Tom Wait's influence seems to permeate musicologist wise guys nowadays, and yet it is influenced that much like the former the Mirror's lead singer Matt Boroff's essence on his new EP, it is a cement within the ridges of sound.
This is clear in the troubled and lovely calliope at the heart of "Garbage Man", the song goes round and round and Matt's vocals are a circular dread, or maybe a spiral of music constantly adding something to the end. But that isn't where Boroff is at, it is not his aim. On his new EP, Boroff is aiming for the things that you try and hide at the back of your mind, but which come back to haunt you in the wee small hours of the morning.
Matt is a New Jersey boy who moved to Austria at the turn of the century and formed the Mirrors. and reached the top of his powers with the astounding 2008 Elevator Ride, which, while a relation to Filling In The Cracks, has more clout to it.

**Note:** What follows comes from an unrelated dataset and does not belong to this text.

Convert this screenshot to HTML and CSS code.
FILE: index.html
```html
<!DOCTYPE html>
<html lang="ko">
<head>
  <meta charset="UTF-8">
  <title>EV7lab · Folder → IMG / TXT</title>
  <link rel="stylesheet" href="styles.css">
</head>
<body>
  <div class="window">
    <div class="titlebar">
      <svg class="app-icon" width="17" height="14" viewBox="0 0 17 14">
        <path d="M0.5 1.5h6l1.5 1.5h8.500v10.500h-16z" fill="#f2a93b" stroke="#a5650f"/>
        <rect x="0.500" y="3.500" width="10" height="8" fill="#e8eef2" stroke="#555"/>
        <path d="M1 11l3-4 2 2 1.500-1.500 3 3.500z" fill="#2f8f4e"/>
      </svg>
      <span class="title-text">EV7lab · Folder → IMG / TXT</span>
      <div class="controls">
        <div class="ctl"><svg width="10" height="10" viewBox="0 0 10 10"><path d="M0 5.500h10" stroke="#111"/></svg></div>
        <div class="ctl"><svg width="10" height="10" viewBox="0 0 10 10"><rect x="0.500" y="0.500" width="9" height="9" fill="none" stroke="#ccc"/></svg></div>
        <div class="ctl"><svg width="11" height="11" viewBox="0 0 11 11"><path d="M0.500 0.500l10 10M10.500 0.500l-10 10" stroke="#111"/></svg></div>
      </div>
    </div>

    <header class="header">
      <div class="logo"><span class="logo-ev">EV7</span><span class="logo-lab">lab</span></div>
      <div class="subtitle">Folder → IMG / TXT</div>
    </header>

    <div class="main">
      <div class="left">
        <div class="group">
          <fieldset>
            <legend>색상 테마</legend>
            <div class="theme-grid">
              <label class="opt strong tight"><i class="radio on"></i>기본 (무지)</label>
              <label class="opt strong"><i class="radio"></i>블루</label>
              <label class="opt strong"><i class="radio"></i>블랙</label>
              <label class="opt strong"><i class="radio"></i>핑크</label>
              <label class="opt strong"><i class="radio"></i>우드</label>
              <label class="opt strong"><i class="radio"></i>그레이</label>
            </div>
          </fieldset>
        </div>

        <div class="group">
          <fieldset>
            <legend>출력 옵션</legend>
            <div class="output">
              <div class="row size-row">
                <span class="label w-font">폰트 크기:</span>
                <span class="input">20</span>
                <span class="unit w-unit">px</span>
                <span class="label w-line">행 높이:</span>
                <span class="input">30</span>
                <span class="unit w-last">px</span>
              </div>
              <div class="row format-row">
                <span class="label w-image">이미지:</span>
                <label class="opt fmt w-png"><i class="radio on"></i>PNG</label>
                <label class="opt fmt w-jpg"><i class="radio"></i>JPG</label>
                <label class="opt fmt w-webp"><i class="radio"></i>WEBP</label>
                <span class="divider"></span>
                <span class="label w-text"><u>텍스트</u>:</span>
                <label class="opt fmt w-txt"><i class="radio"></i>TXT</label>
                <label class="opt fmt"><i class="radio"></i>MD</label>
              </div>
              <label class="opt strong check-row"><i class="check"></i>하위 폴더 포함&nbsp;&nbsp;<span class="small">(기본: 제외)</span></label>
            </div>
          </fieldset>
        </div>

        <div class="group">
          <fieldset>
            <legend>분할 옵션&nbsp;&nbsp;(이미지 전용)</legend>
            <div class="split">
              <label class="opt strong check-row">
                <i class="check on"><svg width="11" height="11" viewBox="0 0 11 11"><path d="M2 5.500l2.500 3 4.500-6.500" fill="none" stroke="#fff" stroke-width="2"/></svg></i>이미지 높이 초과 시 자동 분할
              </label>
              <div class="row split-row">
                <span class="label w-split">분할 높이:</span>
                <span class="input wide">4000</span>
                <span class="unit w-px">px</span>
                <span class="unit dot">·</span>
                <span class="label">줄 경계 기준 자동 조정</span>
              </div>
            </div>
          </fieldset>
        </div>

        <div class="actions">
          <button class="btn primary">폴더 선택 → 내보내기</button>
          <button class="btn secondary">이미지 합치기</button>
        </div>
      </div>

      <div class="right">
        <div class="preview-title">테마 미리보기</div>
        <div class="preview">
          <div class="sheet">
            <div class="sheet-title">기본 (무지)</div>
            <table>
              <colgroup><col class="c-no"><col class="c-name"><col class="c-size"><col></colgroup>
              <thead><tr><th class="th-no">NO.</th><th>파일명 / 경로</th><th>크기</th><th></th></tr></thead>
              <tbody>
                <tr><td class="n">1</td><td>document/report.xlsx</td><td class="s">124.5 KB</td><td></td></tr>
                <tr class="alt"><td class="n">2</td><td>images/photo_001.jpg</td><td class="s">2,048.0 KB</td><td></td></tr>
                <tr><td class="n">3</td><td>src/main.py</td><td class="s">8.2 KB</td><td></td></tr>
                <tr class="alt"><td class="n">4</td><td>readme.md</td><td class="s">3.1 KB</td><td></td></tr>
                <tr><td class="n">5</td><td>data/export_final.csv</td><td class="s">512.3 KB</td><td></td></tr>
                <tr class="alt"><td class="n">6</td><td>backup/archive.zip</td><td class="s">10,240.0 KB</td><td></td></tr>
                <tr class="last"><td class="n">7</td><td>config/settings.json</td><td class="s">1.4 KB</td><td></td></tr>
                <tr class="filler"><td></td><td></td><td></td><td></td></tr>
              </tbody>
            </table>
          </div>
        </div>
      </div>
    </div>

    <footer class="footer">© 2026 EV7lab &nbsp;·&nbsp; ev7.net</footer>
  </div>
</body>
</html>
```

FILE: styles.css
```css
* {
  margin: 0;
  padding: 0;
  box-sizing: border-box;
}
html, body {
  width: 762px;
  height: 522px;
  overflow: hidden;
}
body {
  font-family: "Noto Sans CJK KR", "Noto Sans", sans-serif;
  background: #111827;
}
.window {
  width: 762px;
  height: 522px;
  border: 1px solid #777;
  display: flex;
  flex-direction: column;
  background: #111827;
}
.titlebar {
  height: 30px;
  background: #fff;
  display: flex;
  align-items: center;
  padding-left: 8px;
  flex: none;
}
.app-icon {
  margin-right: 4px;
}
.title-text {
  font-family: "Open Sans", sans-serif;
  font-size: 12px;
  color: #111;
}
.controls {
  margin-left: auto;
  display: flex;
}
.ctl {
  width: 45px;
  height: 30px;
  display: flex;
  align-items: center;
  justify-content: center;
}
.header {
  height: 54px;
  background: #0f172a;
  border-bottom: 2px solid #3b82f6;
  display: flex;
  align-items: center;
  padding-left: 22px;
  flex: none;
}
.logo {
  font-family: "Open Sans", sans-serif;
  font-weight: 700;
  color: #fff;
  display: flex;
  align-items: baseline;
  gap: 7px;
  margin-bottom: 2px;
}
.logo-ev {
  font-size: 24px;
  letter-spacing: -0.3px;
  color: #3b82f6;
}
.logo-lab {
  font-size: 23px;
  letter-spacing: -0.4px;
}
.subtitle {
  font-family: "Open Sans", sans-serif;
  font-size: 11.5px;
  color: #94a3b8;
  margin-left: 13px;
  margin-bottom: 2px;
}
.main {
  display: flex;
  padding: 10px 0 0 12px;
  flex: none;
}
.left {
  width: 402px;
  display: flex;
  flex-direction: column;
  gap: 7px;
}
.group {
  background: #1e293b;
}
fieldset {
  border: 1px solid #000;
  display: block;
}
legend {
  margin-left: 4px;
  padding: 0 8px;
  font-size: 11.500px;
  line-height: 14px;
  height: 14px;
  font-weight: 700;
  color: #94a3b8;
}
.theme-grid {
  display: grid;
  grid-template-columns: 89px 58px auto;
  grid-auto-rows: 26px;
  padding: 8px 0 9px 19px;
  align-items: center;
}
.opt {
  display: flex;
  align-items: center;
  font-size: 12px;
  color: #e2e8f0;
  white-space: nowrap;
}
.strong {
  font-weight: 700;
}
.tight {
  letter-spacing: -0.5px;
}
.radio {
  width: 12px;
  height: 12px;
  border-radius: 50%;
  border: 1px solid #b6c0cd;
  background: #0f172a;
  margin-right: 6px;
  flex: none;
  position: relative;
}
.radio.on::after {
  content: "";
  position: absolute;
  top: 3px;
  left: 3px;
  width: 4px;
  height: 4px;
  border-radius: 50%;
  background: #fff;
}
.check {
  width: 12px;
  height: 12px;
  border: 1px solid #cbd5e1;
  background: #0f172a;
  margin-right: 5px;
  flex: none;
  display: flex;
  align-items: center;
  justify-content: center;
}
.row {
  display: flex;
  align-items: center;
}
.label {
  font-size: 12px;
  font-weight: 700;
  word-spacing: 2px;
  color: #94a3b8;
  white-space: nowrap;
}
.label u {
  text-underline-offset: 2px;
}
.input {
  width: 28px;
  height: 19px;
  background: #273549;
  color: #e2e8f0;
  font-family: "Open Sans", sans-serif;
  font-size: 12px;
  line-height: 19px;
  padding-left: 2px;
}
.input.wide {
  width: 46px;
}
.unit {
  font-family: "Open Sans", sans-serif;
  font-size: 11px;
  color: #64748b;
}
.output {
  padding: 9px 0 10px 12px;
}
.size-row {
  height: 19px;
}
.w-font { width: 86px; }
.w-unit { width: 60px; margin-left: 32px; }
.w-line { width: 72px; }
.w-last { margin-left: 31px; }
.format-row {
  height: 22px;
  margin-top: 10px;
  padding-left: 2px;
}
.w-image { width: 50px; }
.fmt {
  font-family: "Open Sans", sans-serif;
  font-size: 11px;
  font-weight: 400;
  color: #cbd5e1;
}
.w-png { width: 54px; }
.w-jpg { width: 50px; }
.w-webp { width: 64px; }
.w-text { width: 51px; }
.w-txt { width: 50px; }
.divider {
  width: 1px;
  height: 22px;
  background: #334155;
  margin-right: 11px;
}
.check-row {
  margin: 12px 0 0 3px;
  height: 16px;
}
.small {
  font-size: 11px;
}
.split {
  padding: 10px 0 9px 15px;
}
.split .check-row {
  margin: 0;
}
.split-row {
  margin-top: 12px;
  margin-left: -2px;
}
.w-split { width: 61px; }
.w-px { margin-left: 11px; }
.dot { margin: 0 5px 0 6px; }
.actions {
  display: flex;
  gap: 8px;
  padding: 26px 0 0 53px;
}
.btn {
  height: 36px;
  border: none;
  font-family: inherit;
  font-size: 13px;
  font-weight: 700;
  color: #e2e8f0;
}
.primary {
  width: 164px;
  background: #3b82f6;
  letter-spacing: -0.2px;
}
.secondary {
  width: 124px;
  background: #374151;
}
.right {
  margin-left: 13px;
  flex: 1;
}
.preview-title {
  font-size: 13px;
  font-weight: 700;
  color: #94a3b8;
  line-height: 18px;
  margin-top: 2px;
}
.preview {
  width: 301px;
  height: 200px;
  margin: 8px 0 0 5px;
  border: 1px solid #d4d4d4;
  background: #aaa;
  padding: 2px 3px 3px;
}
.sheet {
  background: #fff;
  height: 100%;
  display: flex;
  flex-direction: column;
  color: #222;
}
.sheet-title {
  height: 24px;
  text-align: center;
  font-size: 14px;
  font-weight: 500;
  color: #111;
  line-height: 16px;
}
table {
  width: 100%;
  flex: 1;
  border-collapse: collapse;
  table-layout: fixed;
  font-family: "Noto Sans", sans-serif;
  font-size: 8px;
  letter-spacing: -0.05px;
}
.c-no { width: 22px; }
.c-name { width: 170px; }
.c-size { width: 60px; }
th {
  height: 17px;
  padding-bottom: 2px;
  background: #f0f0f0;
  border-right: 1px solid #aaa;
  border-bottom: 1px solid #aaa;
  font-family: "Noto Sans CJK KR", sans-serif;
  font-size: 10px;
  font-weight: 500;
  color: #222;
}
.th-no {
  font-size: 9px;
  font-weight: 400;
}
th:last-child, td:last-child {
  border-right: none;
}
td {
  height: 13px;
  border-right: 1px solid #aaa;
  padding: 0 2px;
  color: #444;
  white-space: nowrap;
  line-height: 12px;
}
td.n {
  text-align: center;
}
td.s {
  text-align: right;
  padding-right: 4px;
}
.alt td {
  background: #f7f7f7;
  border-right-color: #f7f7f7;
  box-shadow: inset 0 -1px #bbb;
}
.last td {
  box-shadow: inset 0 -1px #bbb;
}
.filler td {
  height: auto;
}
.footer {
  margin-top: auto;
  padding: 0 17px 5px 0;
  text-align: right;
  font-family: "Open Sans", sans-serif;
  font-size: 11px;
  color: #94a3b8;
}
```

Filling In The Cracks is both too short and too moody: it is a disquiets kick at you. Stripped down to the essentials, there is constant nagging doubt to the songs.
If it was remotely bad, you could dismiss it, but all the songs are great, the playing immaculate and the atmosphere nearly impossible to shake off. The final song, "In The Loneliness". lingers on like a sad conversation with an old friend. It isn't melancholia, not the disruption of manic depression but the bone ache of sorrow. A beautiful thing but hard to search out, a misery loves company sound.
And we are talking about the brains behind "One Step" -a quasi-garage propulsive song that seems so unlike the solemn, dirge like blueness that permeates this EP. Sorrow isn't a bad POV for a rock band, both Nirvana and Blue October , to name but two, have made a career of it. And Matt embraces it. Indeed, it sounds like four songs Kurt Cobain might have written if he had done songs influenced by his own MTV Unplugged Ledbelly cover. What could be wrong with that?